Thus far 2022 has been challenging for stocks, with the S&P 500 down about 8% for the year through February. Pressures from inflation and potential tightening by the Fed in the coming months, as well as the ever-worsening Russia/Ukraine crisis, and fears about rising energy prices, acted in concert to weigh on the market.
Geopolitical uncertainty came to an end on February 24, when Russian President Putin launched a “special military action,” otherwise known as an invasion, violating Ukraine’s sovereignty, and triggering the worst crisis in Europe since World War II. While markets tumbled immediately following the invasion, the major indices recovered soon afterwards, most likely because the uncertainty around Putin’s actions had been removed. President Biden, along with European allies, acted quickly to impose harsh sanctions on Russia. Unless Russia ends the conflict quickly, more sanctions will certainly be coming. While Russia’s principal trading partners are Europe and China, the country is one of the world’s top oil producers. Sanctions will have a ripple effect around the world, with oil prices surging and US consumers experiencing higher energy prices and another bump up in inflation. However, keep in mind that Russia is less than 2% of the global economy.

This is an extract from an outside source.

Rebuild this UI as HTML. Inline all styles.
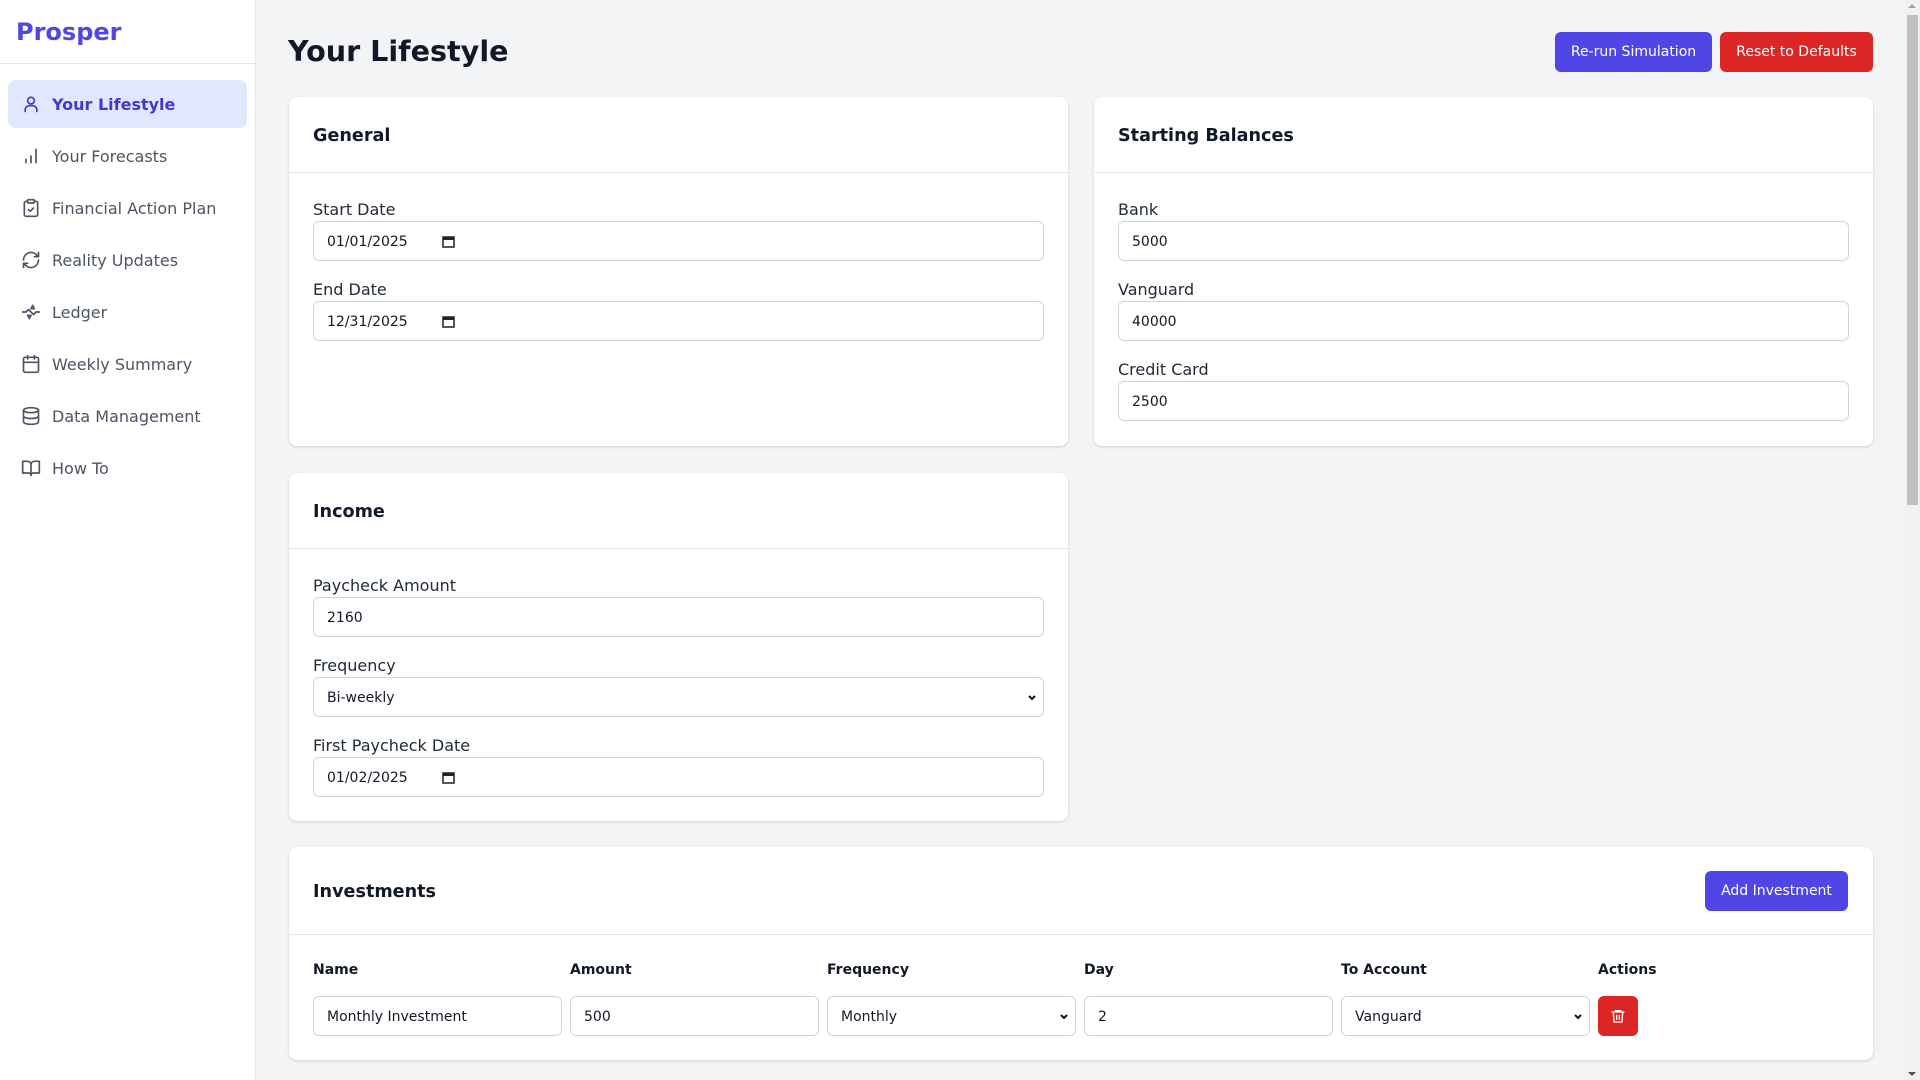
<!DOCTYPE html>
<html><head><meta charset="utf-8">
<style>
*{box-sizing:border-box;margin:0;padding:0}
html,body{width:1920px;height:1080px;overflow:hidden}
body{font-family:"DejaVu Sans","Liberation Sans",sans-serif;background:#f3f4f6;color:#111827;position:relative}
.side{position:absolute;left:0;top:0;width:256px;height:1080px;background:#fff;border-right:1px solid #e5e7eb}
.logo{height:64px;border-bottom:1px solid #e5e7eb;padding-left:16px;font-size:24px;font-weight:bold;color:#4f46e5;line-height:64px}
.nav{padding:16px 8px 0}
.item{height:48px;margin-bottom:4px;border-radius:8px;display:flex;align-items:center;padding-left:13px;font-size:16px;color:#4b5563}
.item svg{width:20px;height:20px;margin-right:11px;flex:none}
.item.act{background:#e0e7ff;color:#4338ca;font-weight:bold}
.main{position:absolute;left:256px;top:0;width:1649px;height:1080px}
h1{position:absolute;left:32px;top:31px;font-size:28.6px;font-weight:bold;line-height:40px;color:#111827}
.btn{position:absolute;height:40px;border-radius:6px;color:#fff;font-size:14px;display:flex;align-items:center;justify-content:center}
.card{position:absolute;background:#fff;border-radius:8px;box-shadow:0 1px 3px rgba(0,0,0,.1),0 1px 2px rgba(0,0,0,.06)}
.ch{height:76px;border-bottom:1px solid #e5e7eb;padding:0 24px;font-size:17.6px;font-weight:bold;line-height:78px;position:relative}
.cb{padding:24px 24px 0}
.lab{font-size:16px;line-height:26px;color:#1f2937;height:24px}
.inp{height:40px;border:1px solid #d1d5db;border-radius:6px;font-size:14px;padding-left:13px;padding-top:2px;display:flex;align-items:center;color:#111827;margin-bottom:16px;position:relative;background:#fff}
.cal{position:absolute;left:128px;top:13px;width:13px;height:13px}
.chev{position:absolute;right:6px;top:15px;width:10px;height:10px}
.th{position:absolute;font-size:14px;font-weight:bold;top:113px;line-height:21px}
.ri{position:absolute;top:149px;width:249px;margin:0}
.sb{position:absolute;right:0;top:0;width:15px;height:1080px;background:#f1f1f1}
</style></head><body>
<div class="side">
<div class="logo">Prosper</div>
<div class="nav">
<div class="item act"><svg viewBox="0 0 24 24" fill="none" stroke="#4338ca" stroke-width="2" stroke-linecap="round"><circle cx="12" cy="8" r="4"/><path d="M5 21v-2a5 5 0 0 1 5-5h4a5 5 0 0 1 5 5v2"/></svg>Your Lifestyle</div>
<div class="item"><svg viewBox="0 0 24 24" fill="none" stroke="#4b5563" stroke-width="2" stroke-linecap="round"><path d="M6 20v-4M12 20v-8M18 20V4"/></svg>Your Forecasts</div>
<div class="item"><svg viewBox="0 0 24 24" fill="none" stroke="#4b5563" stroke-width="2" stroke-linecap="round" stroke-linejoin="round"><rect x="8" y="2" width="8" height="4" rx="1"/><path d="M16 4h2a2 2 0 0 1 2 2v14a2 2 0 0 1-2 2H6a2 2 0 0 1-2-2V6a2 2 0 0 1 2-2h2"/><path d="m9 14 2 2 4-4"/></svg>Financial Action Plan</div>
<div class="item"><svg viewBox="0 0 24 24" fill="none" stroke="#4b5563" stroke-width="2" stroke-linecap="round" stroke-linejoin="round"><path d="M3 12a9 9 0 0 1 15-6.7L21 8M21 3v5h-5M21 12a9 9 0 0 1-15 6.7L3 16M8 16H3v5"/></svg>Reality Updates</div>
<div class="item"><svg viewBox="0 0 24 24" fill="none" stroke="#4b5563" stroke-width="2" stroke-linecap="round" stroke-linejoin="round"><path d="M2 12h4l3-3 6 6 3-3h4M14 4l2 4h-4zM10 20l-2-4h4z"/></svg>Ledger</div>
<div class="item"><svg viewBox="0 0 24 24" fill="none" stroke="#4b5563" stroke-width="2" stroke-linecap="round"><rect x="3" y="4" width="18" height="18" rx="2"/><path d="M16 2v4M8 2v4M3 10h18"/></svg>Weekly Summary</div>
<div class="item"><svg viewBox="0 0 24 24" fill="none" stroke="#4b5563" stroke-width="2"><ellipse cx="12" cy="5" rx="9" ry="3"/><path d="M3 5v14c0 1.7 4 3 9 3s9-1.3 9-3V5M3 12c0 1.7 4 3 9 3s9-1.3 9-3"/></svg>Data Management</div>
<div class="item"><svg viewBox="0 0 24 24" fill="none" stroke="#4b5563" stroke-width="2" stroke-linejoin="round"><path d="M2 4h6a4 4 0 0 1 4 4v13a3 3 0 0 0-3-3H2zM22 4h-6a4 4 0 0 0-4 4v13a3 3 0 0 1 3-3h7z"/></svg>How To</div>
</div></div>

<div class="main">
<h1>Your Lifestyle</h1>
<div class="btn" style="left:1299px;top:32px;width:157px;background:#4f46e5">Re-run Simulation</div>
<div class="btn" style="left:1464px;top:32px;width:153px;background:#dc2626">Reset to Defaults</div>

<div class="card" style="left:33px;top:97px;width:779px;height:349px">
<div class="ch">General</div>
<div class="cb">
<div class="lab">Start Date</div>
<div class="inp">01/01/2025<svg class="cal" viewBox="0 0 13 13"><rect x="1" y="2" width="11" height="10" fill="none" stroke="#222" stroke-width="1.5"/><rect x="1" y="2" width="11" height="3" fill="#222"/></svg></div>
<div class="lab">End Date</div>
<div class="inp">12/31/2025<svg class="cal" viewBox="0 0 13 13"><rect x="1" y="2" width="11" height="10" fill="none" stroke="#222" stroke-width="1.5"/><rect x="1" y="2" width="11" height="3" fill="#222"/></svg></div>
</div></div>

<div class="card" style="left:838px;top:97px;width:779px;height:349px">
<div class="ch">Starting Balances</div>
<div class="cb">
<div class="lab">Bank</div><div class="inp">5000</div>
<div class="lab">Vanguard</div><div class="inp">40000</div>
<div class="lab">Credit Card</div><div class="inp">2500</div>
</div></div>

<div class="card" style="left:33px;top:473px;width:779px;height:348px">
<div class="ch">Income</div>
<div class="cb">
<div class="lab">Paycheck Amount</div><div class="inp">2160</div>
<div class="lab">Frequency</div><div class="inp">Bi-weekly<svg class="chev" viewBox="0 0 10 10"><path d="M2 3l3 3 3-3" fill="none" stroke="#111" stroke-width="2"/></svg></div>
<div class="lab">First Paycheck Date</div>
<div class="inp">01/02/2025<svg class="cal" viewBox="0 0 13 13"><rect x="1" y="2" width="11" height="10" fill="none" stroke="#222" stroke-width="1.5"/><rect x="1" y="2" width="11" height="3" fill="#222"/></svg></div>
</div></div>

<div class="card" style="left:33px;top:847px;width:1584px;height:213px">
<div class="ch" style="height:88px;line-height:90px">Investments
<div class="btn" style="left:1416px;top:24px;width:143px;background:#4f46e5;font-weight:normal;line-height:normal">Add Investment</div></div>
<div class="th" style="left:24px">Name</div>
<div class="th" style="left:281px">Amount</div>
<div class="th" style="left:538px">Frequency</div>
<div class="th" style="left:795px">Day</div>
<div class="th" style="left:1052px">To Account</div>
<div class="th" style="left:1309px">Actions</div>
<div class="inp ri" style="left:24px">Monthly Investment</div>
<div class="inp ri" style="left:281px">500</div>
<div class="inp ri" style="left:538px">Monthly<svg class="chev" viewBox="0 0 10 10"><path d="M2 3l3 3 3-3" fill="none" stroke="#111" stroke-width="2"/></svg></div>
<div class="inp ri" style="left:795px">2</div>
<div class="inp ri" style="left:1052px">Vanguard<svg class="chev" viewBox="0 0 10 10"><path d="M2 3l3 3 3-3" fill="none" stroke="#111" stroke-width="2"/></svg></div>
<div style="position:absolute;left:1309px;top:149px;width:40px;height:40px;background:#dc2626;border-radius:6px;display:flex;align-items:center;justify-content:center"><svg width="16" height="16" viewBox="0 0 24 24" fill="none" stroke="#fff" stroke-width="2" stroke-linecap="round"><path d="M3 6h18M8 6V4h8v2M5 6l1 15h12l1-15M10 11v6M14 11v6"/></svg></div>
</div>
</div>
<div class="sb"><div style="position:absolute;left:2px;top:15px;width:11px;height:490px;background:#c1c1c1"></div>
<div style="position:absolute;left:3px;top:4px;width:0;height:0;border-left:4px solid transparent;border-right:4px solid transparent;border-bottom:4px solid #a3a3a3"></div>
<div style="position:absolute;left:3px;bottom:4px;width:0;height:0;border-left:4px solid transparent;border-right:4px solid transparent;border-top:4px solid #505050"></div></div>
</body></html>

Ongoing upheaval and uncertainty, as well as higher prices and rising interest rates, will continue to put pressure on the market. And we can expect volatility for at least the next few weeks. Still, investors are well advised to sit tight. We’ve seen serious geopolitical and economic crises before. We will see them in the future. But in time, what seemed serious and even terrifying in the moment, becomes just another blip in the long march of history.
Articles of Interest
It’s difficult to maintain a positive outlook when the media inundates us with stories of economic and geopolitical doom and gloom every day. Events like Russia’s war with Ukraine are concerning and have an impact on markets. However, when you take a look back, you can see that the market has recovered from all kinds of challenges.
After a strong year for the value premium, investors are curious about what that means for value performance for this year. Value stocks are expected to perform better than growth stocks everyday, because a lower relative price is associated with a higher expected return.
Over the next twenty-five years, Americans are expected to inherit an astonishing $72.6 trillion. Yes, that is TRILLION with a T. Many of these inheritances will be delivered to beneficiaries of IRAs, 401(k) or other retirement accounts.
While you don’t have much choice when it comes to paying taxes, there are deductions available to reduce the amount you owe Uncle Sam. Deductions shield a portion of your earnings from income tax, and they have become especially important in recent years.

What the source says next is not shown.